### [EXERCISE DETAILS]
Find the string "index" in the data, then copy every line where it is found.

### [DATASET EXTRACT]

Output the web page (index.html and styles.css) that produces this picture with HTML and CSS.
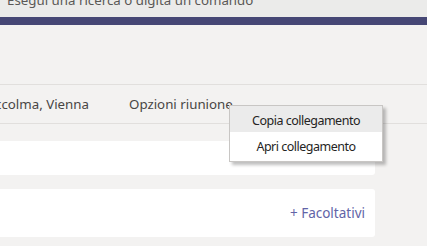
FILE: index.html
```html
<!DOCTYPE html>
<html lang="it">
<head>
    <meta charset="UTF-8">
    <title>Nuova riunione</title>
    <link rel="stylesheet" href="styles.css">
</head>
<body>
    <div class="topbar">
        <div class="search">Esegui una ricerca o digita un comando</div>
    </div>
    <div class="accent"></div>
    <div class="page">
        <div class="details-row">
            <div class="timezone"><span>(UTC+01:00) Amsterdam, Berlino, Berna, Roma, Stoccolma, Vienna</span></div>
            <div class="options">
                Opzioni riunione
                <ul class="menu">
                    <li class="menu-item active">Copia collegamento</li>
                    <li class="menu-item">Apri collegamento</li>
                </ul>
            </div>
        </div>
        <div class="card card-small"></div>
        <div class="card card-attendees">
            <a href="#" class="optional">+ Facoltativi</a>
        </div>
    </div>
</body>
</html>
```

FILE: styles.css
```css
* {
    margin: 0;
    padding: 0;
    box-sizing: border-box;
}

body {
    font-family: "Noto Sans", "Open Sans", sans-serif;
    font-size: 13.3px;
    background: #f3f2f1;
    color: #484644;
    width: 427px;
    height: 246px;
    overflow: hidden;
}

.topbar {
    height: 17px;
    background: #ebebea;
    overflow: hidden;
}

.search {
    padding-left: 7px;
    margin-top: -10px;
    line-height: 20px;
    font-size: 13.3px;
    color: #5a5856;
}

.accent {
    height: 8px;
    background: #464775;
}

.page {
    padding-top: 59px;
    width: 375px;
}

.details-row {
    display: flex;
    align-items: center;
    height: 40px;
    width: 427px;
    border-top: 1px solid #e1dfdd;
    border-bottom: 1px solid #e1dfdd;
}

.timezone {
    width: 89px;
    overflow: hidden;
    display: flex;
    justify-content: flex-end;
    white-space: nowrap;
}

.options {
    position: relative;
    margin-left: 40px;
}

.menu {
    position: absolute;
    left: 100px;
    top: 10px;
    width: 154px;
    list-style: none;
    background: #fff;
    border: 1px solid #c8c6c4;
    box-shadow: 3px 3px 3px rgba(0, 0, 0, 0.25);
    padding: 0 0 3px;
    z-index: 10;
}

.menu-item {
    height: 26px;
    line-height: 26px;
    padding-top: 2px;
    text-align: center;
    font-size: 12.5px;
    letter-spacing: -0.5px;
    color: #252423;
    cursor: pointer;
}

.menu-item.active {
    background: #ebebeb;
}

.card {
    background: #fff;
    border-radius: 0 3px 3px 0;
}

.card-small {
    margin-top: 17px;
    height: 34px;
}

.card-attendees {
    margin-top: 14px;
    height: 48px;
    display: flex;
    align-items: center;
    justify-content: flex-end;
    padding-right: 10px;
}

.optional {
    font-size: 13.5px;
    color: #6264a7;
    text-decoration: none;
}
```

### [SOLUTION FOR THIS TASK]
Output the web page (index.html and styles.css) that produces this picture with HTML and CSS.
FILE: index.html
    z-index: 10;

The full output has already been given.